• [AVAILABLE DATA]:
# # # # # # #
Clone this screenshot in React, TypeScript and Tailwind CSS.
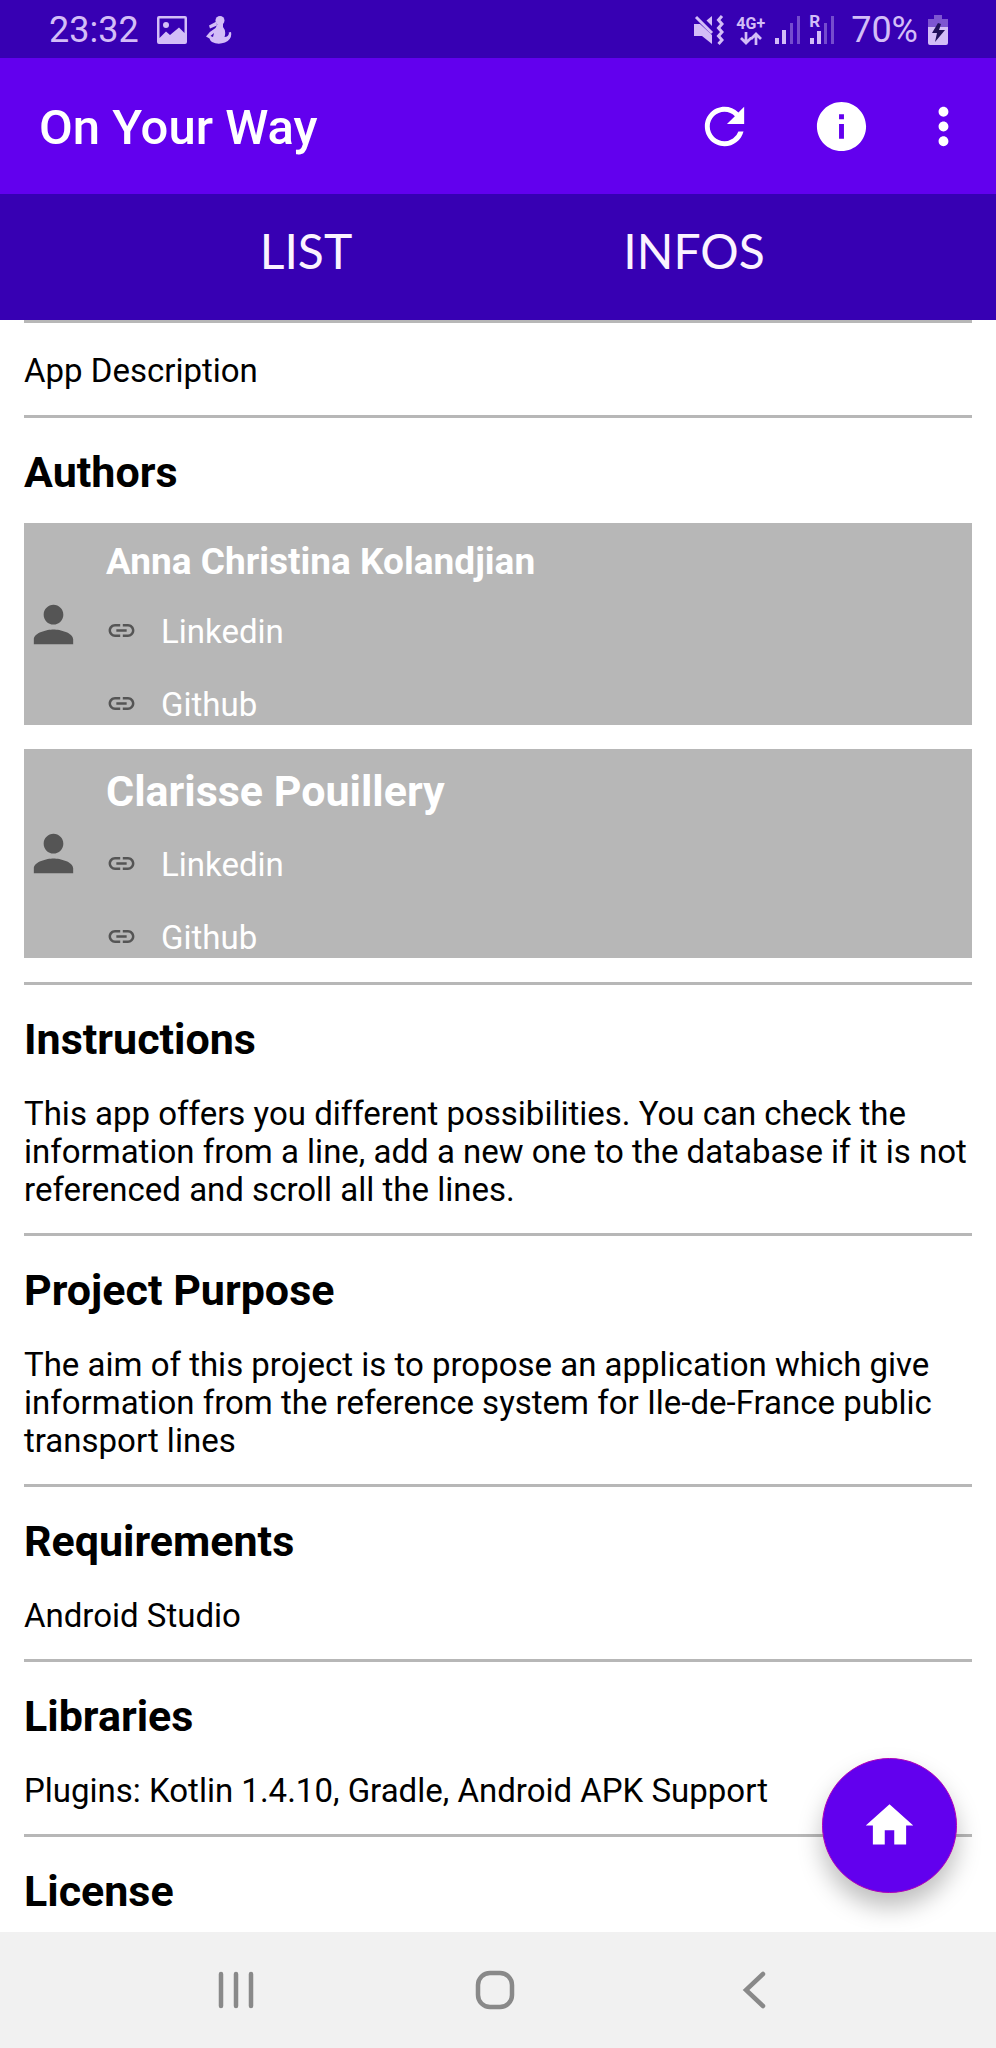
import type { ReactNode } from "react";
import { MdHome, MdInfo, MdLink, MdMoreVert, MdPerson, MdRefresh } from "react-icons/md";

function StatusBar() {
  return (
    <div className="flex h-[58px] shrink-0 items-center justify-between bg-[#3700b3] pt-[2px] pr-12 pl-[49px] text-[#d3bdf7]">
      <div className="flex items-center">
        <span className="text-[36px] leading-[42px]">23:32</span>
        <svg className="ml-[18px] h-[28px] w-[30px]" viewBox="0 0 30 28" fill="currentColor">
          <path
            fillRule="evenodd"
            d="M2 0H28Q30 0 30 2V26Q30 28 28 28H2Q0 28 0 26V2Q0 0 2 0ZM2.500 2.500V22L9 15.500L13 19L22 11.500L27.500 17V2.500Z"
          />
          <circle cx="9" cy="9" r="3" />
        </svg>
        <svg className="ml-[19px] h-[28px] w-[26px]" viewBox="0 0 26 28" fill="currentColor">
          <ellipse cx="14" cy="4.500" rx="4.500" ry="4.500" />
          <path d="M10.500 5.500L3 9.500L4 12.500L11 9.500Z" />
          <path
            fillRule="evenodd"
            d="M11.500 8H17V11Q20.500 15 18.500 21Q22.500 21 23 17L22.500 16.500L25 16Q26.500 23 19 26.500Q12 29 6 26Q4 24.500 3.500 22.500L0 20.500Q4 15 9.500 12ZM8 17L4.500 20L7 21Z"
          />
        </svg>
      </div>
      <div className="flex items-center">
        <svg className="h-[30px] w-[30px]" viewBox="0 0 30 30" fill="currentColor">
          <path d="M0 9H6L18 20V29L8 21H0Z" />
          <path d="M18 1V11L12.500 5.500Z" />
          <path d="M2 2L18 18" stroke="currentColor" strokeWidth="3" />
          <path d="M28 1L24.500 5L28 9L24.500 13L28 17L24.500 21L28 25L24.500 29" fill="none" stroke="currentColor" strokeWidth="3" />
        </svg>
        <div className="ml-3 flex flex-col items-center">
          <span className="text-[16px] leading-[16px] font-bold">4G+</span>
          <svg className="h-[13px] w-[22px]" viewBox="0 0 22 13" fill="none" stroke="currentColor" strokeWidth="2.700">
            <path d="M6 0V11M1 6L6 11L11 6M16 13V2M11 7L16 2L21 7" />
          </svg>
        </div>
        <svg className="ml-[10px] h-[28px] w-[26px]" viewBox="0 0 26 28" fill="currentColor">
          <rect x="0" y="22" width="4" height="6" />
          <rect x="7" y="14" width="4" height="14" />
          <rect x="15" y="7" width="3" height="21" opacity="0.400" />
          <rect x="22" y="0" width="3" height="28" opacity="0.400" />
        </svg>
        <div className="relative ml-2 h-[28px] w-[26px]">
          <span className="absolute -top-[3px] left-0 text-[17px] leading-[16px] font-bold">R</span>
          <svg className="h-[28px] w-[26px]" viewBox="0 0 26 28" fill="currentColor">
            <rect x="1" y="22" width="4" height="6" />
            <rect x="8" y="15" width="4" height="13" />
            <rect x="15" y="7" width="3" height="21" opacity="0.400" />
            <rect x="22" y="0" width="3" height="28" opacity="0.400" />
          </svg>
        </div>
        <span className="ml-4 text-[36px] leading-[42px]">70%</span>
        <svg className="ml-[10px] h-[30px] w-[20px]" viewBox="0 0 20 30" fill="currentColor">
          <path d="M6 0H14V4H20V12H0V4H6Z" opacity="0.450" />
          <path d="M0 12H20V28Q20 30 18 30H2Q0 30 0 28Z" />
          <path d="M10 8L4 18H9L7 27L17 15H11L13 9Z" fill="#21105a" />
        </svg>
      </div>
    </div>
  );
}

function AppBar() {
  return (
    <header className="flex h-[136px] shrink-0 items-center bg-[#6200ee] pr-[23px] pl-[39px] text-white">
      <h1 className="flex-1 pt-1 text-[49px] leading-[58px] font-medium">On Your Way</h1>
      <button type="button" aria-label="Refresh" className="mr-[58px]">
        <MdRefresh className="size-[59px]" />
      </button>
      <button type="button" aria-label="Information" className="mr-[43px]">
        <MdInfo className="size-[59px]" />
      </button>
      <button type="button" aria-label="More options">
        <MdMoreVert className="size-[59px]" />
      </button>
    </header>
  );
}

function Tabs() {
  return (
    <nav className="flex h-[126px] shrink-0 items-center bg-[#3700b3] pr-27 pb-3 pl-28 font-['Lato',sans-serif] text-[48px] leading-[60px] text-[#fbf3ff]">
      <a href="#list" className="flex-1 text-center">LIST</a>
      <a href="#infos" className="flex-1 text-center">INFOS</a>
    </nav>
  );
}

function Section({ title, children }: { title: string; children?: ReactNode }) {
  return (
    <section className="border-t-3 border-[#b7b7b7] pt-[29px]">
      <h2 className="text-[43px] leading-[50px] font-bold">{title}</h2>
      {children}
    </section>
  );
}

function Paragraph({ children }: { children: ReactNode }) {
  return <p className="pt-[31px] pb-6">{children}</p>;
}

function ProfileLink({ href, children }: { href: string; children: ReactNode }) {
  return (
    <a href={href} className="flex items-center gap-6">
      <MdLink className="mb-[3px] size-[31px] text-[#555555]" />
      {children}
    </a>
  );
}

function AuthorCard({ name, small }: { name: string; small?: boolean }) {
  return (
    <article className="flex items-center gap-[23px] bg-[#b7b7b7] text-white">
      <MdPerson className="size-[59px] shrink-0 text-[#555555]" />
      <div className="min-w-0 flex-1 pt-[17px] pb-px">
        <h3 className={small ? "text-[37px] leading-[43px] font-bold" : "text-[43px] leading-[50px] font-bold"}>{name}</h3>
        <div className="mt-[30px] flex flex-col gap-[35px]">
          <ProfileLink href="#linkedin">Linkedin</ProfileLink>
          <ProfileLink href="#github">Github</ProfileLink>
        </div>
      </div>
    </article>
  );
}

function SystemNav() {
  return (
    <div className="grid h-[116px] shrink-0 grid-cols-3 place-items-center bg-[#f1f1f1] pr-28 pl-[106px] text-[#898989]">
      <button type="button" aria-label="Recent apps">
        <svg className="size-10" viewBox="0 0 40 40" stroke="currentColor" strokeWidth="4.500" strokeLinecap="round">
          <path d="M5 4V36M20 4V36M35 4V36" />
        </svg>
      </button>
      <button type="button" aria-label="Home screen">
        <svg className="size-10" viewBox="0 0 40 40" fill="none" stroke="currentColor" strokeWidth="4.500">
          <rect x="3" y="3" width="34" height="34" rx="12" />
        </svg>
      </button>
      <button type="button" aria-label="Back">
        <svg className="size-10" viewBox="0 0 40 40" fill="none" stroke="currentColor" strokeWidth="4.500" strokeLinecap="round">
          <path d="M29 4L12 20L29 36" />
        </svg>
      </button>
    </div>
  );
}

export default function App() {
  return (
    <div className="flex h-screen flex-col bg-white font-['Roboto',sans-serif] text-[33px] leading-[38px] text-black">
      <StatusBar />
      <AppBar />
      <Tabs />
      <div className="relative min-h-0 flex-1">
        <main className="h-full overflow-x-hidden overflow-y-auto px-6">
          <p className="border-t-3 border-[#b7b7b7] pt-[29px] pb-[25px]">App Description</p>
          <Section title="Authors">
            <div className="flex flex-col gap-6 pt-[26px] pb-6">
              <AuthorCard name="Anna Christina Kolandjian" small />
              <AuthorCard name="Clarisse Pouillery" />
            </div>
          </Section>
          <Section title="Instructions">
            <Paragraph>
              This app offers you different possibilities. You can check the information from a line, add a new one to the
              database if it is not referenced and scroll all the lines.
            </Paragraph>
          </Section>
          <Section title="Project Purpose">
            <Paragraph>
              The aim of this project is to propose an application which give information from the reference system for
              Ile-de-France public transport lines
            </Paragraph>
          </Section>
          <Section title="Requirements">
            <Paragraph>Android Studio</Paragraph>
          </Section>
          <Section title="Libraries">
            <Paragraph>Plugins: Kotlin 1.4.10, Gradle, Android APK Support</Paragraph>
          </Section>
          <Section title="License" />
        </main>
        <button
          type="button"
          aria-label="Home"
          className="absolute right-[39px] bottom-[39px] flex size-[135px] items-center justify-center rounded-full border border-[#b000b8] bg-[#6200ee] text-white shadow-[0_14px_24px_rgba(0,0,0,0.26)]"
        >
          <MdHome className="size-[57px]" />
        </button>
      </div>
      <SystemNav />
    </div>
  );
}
# # # # # # #
• [WORK TO DO]: Extract, word for word, each line from the top of the data down to and including the line with "MdMoreVert, MdPerson, MdRefresh"; skip the pictures.

• [COMPLETE RESPONSE]:
Clone this screenshot in React, TypeScript and Tailwind CSS.
import type { ReactNode } from "react";
import { MdHome, MdInfo, MdLink, MdMoreVert, MdPerson, MdRefresh } from "react-icons/md";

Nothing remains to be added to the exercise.